──────── Dataset content

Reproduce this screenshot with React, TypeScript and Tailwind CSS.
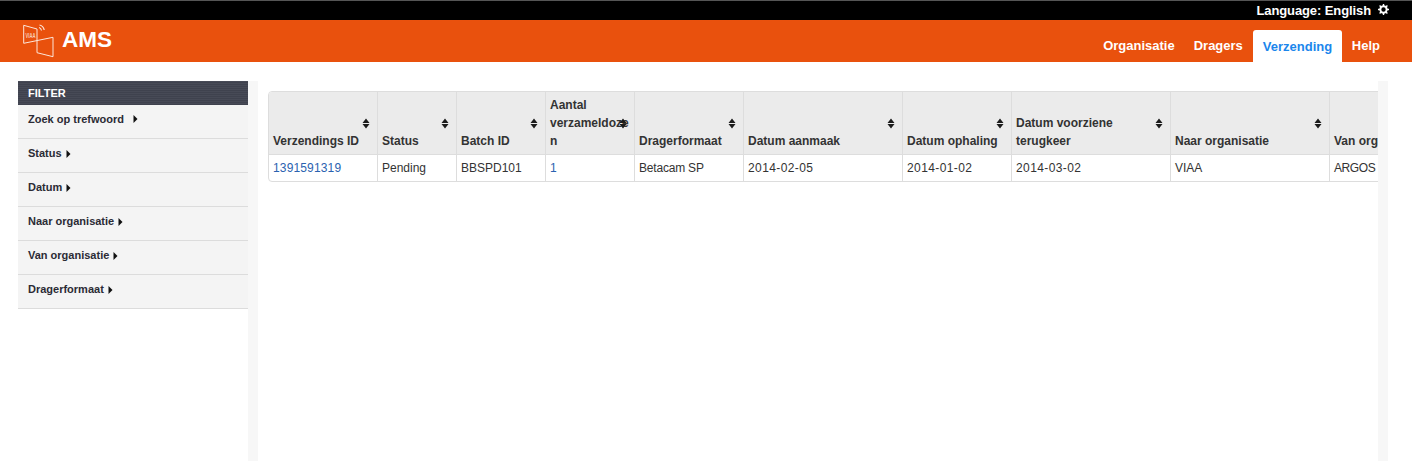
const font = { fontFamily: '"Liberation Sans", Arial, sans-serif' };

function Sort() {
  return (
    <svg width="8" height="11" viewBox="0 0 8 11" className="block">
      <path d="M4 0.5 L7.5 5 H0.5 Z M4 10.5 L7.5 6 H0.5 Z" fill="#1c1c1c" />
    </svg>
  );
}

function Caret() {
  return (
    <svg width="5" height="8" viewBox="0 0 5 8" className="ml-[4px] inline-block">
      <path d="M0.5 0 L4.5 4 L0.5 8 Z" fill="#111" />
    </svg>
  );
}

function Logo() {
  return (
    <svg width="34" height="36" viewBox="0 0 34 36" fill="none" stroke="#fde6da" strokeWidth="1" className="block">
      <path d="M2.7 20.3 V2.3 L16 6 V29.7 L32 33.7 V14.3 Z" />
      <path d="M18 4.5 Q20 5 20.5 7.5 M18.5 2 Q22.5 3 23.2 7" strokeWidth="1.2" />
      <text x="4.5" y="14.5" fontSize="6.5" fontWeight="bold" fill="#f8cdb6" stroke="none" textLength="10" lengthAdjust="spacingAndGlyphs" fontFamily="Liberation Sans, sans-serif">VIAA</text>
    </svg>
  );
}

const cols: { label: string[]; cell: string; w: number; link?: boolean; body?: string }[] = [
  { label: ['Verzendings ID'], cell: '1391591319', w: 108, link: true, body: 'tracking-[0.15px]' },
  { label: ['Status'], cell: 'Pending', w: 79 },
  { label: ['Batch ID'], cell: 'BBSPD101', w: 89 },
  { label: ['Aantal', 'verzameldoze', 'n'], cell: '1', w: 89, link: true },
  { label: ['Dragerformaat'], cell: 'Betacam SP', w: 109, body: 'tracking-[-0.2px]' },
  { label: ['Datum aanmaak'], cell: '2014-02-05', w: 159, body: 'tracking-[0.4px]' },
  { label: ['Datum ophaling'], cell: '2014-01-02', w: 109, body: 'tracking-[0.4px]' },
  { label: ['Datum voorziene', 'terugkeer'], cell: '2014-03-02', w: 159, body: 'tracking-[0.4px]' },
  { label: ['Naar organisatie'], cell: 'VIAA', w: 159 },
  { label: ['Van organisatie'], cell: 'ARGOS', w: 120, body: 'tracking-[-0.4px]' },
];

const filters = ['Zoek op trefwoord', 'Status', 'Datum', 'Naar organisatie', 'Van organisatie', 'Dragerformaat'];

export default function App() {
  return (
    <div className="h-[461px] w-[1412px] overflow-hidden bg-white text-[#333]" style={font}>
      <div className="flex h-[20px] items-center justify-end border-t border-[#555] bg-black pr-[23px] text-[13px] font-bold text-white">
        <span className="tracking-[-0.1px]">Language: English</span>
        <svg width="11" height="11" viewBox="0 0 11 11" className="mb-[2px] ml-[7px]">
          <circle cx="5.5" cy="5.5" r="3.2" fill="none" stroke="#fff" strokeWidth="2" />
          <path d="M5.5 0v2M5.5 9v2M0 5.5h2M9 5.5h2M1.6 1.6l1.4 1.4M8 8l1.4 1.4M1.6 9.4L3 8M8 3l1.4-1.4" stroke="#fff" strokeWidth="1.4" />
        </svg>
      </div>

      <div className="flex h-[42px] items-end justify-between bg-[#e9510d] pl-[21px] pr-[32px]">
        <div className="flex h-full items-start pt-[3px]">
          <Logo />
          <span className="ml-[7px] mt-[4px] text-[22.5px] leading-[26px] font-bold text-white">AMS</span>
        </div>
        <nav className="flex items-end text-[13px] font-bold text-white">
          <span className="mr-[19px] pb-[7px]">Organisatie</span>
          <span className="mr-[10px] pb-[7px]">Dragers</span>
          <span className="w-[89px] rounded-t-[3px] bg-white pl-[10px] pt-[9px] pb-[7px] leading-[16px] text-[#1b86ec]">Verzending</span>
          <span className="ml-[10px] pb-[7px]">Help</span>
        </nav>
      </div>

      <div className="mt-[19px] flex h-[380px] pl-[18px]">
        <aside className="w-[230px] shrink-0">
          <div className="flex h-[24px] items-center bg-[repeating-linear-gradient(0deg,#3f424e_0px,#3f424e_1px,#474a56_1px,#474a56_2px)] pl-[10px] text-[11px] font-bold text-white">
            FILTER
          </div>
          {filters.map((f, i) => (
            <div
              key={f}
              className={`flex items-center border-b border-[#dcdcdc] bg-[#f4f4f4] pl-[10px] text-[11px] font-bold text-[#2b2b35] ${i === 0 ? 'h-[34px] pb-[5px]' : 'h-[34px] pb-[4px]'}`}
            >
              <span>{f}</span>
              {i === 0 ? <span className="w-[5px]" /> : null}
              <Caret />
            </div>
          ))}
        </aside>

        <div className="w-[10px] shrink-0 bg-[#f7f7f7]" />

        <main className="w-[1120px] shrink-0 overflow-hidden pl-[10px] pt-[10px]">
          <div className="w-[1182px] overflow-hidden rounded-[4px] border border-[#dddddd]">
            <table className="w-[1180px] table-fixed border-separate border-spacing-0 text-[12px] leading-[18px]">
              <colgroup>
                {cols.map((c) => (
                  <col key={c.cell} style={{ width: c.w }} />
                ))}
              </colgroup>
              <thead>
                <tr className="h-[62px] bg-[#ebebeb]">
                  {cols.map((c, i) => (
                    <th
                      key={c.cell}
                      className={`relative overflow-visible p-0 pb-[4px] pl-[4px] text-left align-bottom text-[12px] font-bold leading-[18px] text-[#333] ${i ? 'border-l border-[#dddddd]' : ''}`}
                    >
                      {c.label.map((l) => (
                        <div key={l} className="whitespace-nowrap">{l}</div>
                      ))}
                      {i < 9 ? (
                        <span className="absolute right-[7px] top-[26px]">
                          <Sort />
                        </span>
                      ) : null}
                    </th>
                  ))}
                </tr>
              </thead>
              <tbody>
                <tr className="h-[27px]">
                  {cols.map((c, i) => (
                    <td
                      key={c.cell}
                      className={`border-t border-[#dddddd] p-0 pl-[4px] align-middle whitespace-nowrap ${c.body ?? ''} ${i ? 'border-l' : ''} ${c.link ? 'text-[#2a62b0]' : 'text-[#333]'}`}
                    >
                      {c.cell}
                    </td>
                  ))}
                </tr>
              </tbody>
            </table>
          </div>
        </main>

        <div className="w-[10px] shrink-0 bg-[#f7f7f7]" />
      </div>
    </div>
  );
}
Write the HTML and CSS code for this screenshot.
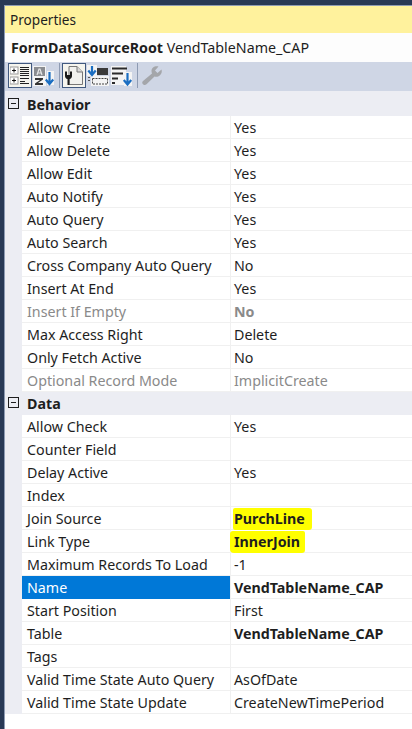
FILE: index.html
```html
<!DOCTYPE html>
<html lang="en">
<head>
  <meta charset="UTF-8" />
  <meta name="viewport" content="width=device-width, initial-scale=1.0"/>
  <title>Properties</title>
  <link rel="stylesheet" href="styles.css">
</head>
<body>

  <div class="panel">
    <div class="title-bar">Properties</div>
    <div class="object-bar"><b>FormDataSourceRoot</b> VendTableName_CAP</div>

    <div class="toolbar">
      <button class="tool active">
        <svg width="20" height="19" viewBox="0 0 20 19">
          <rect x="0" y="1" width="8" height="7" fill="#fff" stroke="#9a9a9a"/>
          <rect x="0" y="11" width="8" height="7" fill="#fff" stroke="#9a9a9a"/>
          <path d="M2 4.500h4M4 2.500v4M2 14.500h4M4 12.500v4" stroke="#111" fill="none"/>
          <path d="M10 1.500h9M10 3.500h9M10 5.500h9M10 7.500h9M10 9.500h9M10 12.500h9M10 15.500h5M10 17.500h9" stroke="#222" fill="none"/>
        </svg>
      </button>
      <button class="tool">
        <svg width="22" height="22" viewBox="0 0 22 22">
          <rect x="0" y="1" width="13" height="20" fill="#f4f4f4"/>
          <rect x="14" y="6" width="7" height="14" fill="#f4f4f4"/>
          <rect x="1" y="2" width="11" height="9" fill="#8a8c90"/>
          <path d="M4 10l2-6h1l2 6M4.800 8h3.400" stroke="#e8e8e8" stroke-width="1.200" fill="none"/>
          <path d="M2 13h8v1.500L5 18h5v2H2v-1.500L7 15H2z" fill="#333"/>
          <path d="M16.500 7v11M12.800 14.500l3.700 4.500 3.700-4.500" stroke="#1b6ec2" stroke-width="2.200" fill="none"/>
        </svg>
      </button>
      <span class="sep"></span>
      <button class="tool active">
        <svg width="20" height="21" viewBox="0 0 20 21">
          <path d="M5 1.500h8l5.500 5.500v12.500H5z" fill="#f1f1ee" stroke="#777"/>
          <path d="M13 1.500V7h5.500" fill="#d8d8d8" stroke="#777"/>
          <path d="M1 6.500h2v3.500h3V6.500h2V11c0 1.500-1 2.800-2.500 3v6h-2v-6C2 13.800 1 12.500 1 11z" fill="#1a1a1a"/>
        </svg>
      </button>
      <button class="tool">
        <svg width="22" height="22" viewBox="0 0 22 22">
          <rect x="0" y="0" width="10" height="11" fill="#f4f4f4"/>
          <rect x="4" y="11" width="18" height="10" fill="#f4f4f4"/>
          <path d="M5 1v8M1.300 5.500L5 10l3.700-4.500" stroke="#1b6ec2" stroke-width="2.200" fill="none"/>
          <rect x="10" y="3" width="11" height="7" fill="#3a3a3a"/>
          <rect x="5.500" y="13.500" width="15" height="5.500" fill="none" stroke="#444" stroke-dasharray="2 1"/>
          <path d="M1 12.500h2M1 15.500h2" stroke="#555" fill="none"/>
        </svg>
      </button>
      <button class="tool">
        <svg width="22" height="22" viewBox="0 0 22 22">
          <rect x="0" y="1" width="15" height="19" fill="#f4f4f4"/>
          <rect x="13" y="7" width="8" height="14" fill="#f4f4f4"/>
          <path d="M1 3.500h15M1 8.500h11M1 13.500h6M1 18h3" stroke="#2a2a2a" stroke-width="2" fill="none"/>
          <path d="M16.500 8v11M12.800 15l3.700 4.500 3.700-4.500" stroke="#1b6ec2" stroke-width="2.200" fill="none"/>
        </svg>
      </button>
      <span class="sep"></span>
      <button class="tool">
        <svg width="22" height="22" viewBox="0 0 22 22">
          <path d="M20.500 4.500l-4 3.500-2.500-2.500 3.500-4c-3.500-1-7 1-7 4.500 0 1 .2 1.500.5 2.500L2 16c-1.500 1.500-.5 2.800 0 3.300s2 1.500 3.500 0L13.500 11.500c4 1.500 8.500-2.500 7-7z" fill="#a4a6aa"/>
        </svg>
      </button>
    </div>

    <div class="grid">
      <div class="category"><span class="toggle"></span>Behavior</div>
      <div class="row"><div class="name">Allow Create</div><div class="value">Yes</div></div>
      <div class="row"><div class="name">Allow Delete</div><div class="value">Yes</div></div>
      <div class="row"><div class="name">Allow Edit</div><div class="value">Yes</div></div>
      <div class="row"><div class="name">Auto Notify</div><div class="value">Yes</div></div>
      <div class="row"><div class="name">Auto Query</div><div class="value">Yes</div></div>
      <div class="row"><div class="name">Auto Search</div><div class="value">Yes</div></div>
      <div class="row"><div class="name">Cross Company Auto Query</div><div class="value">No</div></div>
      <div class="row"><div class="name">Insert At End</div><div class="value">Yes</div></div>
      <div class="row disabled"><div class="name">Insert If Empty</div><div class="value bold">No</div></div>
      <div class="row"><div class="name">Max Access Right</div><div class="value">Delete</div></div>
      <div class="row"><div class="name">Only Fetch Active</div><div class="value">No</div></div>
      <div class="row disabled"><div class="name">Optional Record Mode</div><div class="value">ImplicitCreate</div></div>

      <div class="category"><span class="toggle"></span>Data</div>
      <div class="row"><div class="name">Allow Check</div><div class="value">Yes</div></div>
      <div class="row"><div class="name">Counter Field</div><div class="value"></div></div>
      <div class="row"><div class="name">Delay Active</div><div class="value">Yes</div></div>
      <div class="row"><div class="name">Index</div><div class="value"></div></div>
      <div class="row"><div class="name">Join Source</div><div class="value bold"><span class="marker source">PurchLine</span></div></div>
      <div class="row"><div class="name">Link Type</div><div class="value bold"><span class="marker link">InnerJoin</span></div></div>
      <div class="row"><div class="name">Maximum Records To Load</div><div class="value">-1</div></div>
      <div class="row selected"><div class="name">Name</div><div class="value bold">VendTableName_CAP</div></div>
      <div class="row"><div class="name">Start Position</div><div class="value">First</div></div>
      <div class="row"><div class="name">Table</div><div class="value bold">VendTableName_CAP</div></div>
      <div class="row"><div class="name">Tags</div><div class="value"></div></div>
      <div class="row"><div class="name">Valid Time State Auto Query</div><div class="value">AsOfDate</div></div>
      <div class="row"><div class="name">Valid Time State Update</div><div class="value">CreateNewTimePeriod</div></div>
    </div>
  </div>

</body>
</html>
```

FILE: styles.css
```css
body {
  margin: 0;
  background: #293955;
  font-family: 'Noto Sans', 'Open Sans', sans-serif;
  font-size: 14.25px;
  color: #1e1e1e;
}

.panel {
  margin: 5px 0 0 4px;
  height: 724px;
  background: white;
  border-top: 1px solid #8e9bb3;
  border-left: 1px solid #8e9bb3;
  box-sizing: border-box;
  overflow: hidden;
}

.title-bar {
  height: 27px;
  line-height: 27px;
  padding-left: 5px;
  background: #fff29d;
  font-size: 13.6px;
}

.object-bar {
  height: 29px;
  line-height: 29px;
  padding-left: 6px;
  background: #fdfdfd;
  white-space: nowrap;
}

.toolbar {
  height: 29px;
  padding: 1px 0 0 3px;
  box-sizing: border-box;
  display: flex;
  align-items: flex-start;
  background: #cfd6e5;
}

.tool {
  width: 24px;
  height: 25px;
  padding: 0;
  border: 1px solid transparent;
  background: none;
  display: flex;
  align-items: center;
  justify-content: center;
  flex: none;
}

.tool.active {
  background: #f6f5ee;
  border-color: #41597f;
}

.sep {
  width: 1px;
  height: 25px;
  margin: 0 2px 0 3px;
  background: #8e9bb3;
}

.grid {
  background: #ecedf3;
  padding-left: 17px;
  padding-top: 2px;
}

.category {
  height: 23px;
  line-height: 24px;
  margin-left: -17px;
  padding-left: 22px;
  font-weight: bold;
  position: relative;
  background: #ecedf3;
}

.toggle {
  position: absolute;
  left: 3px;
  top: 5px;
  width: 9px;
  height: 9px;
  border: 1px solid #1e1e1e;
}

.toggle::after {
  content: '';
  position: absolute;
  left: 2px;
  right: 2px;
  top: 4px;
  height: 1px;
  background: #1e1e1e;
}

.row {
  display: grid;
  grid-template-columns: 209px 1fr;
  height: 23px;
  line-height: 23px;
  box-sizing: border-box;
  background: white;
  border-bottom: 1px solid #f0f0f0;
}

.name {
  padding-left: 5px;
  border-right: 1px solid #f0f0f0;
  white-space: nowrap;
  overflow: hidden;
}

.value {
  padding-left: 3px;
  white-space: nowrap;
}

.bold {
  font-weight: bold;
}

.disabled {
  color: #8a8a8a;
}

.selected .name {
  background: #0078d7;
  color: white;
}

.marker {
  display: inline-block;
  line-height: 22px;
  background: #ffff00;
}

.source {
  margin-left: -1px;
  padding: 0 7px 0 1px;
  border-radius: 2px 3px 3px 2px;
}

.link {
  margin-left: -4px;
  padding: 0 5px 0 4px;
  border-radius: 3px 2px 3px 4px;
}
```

────────────────

Problem to work on: Return only the lines running from the start of the entries above to the line that contains "const filters = ['Zoek", inclusive, and omit every picture.

The reply:
Reproduce this screenshot with React, TypeScript and Tailwind CSS.
const font = { fontFamily: '"Liberation Sans", Arial, sans-serif' };

function Sort() {
  return (
    <svg width="8" height="11" viewBox="0 0 8 11" className="block">
      <path d="M4 0.5 L7.5 5 H0.5 Z M4 10.5 L7.5 6 H0.5 Z" fill="#1c1c1c" />
    </svg>
  );
}

function Caret() {
  return (
    <svg width="5" height="8" viewBox="0 0 5 8" className="ml-[4px] inline-block">
      <path d="M0.5 0 L4.5 4 L0.5 8 Z" fill="#111" />
    </svg>
  );
}

function Logo() {
  return (
    <svg width="34" height="36" viewBox="0 0 34 36" fill="none" stroke="#fde6da" strokeWidth="1" className="block">
      <path d="M2.7 20.3 V2.3 L16 6 V29.7 L32 33.7 V14.3 Z" />
      <path d="M18 4.5 Q20 5 20.5 7.5 M18.5 2 Q22.5 3 23.2 7" strokeWidth="1.2" />
      <text x="4.5" y="14.5" fontSize="6.5" fontWeight="bold" fill="#f8cdb6" stroke="none" textLength="10" lengthAdjust="spacingAndGlyphs" fontFamily="Liberation Sans, sans-serif">VIAA</text>
    </svg>
  );
}

const cols: { label: string[]; cell: string; w: number; link?: boolean; body?: string }[] = [
  { label: ['Verzendings ID'], cell: '1391591319', w: 108, link: true, body: 'tracking-[0.15px]' },
  { label: ['Status'], cell: 'Pending', w: 79 },
  { label: ['Batch ID'], cell: 'BBSPD101', w: 89 },
  { label: ['Aantal', 'verzameldoze', 'n'], cell: '1', w: 89, link: true },
  { label: ['Dragerformaat'], cell: 'Betacam SP', w: 109, body: 'tracking-[-0.2px]' },
  { label: ['Datum aanmaak'], cell: '2014-02-05', w: 159, body: 'tracking-[0.4px]' },
  { label: ['Datum ophaling'], cell: '2014-01-02', w: 109, body: 'tracking-[0.4px]' },
  { label: ['Datum voorziene', 'terugkeer'], cell: '2014-03-02', w: 159, body: 'tracking-[0.4px]' },
  { label: ['Naar organisatie'], cell: 'VIAA', w: 159 },
  { label: ['Van organisatie'], cell: 'ARGOS', w: 120, body: 'tracking-[-0.4px]' },
];

const filters = ['Zoek op trefwoord', 'Status', 'Datum', 'Naar organisatie', 'Van organisatie', 'Dragerformaat'];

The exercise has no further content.